The acquisition, approved by the Competition Commission, was confirmed by the Minister of Minerals and Petroleum Resources, Gwede Mantashe.

The Competition Commission said in a statement that they had approved the proposed transaction whereby the CEF intends to acquire assets that collectively comprise the Sapref Refinery.

Mantashe said the commission’s approval was the culmination of the conclusion of the Sale Purchase Agreement between BP Southern Africa and Shell Downstream South Africa (SDSA) and CEF. The sale includes the SDSA and BP SA interests in the Sapref land and other associated assets.

Mantashe added that the acquisition of these assets will form the hallmark of the CEF’s investment and growth strategy in the energy value chain.

“We have noted with concern the declining local refining capacity which resulted in the country becoming a net importer of refined petroleum products.

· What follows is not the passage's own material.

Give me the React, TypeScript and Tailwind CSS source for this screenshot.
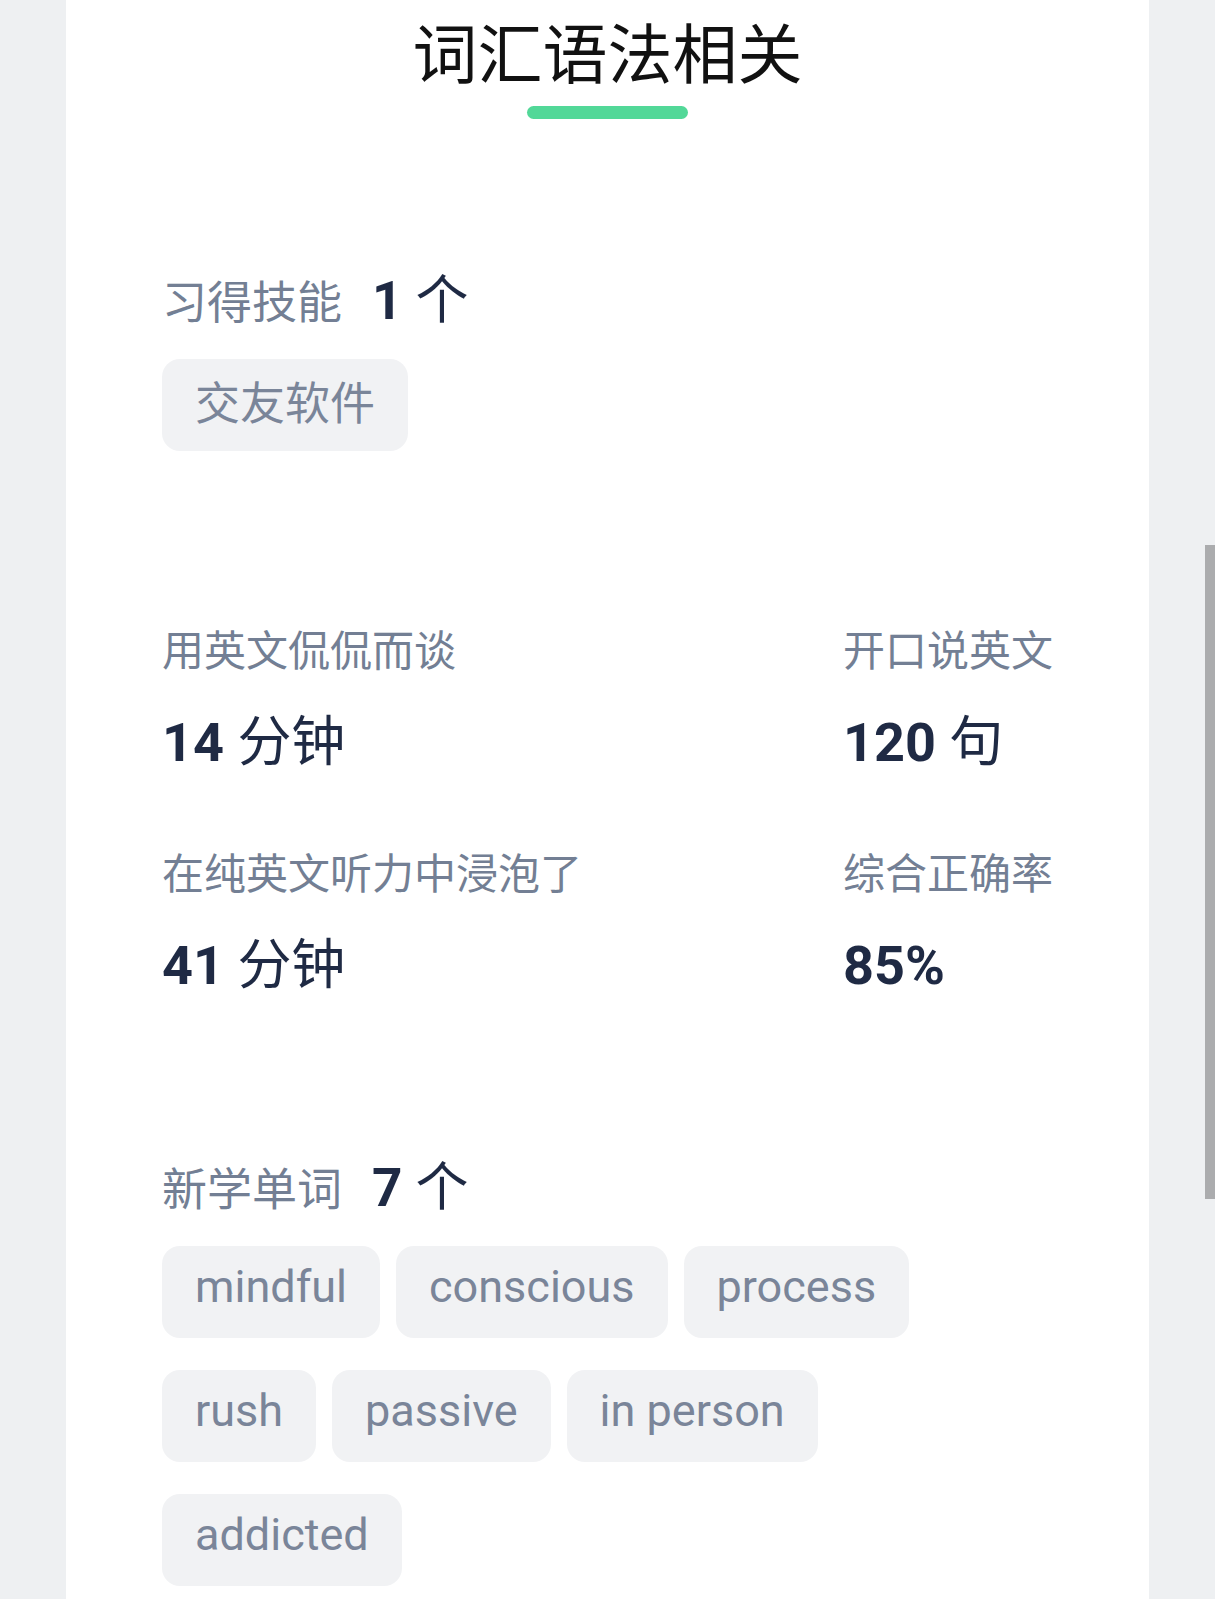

This new emerging trend was not only threatening the country’s economic stability and security of supply of petroleum products, but also meant the exportation of jobs that are so needed.

“The commission’s approval is important because it does not only authenticate the acquisition but reinforces South Africa’s concerted efforts aimed at guaranteeing adequate supply of liquid fuels in the midst of premature closures of refineries.”

Matthew Parks, acting national spokesperson for Cosatu, said the labour union welcomes this strategic acquisition by the government.

“It will help address refinery capacity shortages in our economy as well as reduce fuel costs, create badly needed jobs and support local value chains. It can also help reduce inflation as fuel prices are a major component of CPI.”

Parks added that it was critical that the government ensures good governance mechanisms are in place and adhered to at all times.

Professor Bonke Dumisa, an independent economic analyst, said he viewed the acquisition as an important move by the government.

“I do believe that a country does need an oil refinery. We previously had Shell and BP exporting raw crude oil and refining it to produce petroleum products. We have lost that ability in South Africa. We are now purchasing refined oil which is more expensive and in the long run there is a possibility of us running out of crude oil.”

Dr Sanele Gumede, an economics lecturer at the University of KwaZulu-Natal, also welcomed the news.

“We do need a refinery to treat raw crude oil. We need to be not just importers but also exporters of petroleum products, and this can only happen with our own refinery. If we look at countries like Nigeria who are looking to import refined oil we can fill that gap instead of them looking abroad. But government needs to manage the refinery effectively.

“My concern is we can’t allow Sapref to turn into a situation like how our State-owned enterprises are being run, constantly needing bailouts. We need effective management that will benefit the economy and create jobs.”

However Desmond D’Sa of the South Durban Community Environmental Alliance said he did not understand why the CEF purchased Sapref.

“The facility is old and the infrastructure is dilapidated. Why would you buy something that is going to cost so much money to get it running? Because of fossil fuels, most countries are closing refineries, and we are trying to reopen a broken-down refinery.”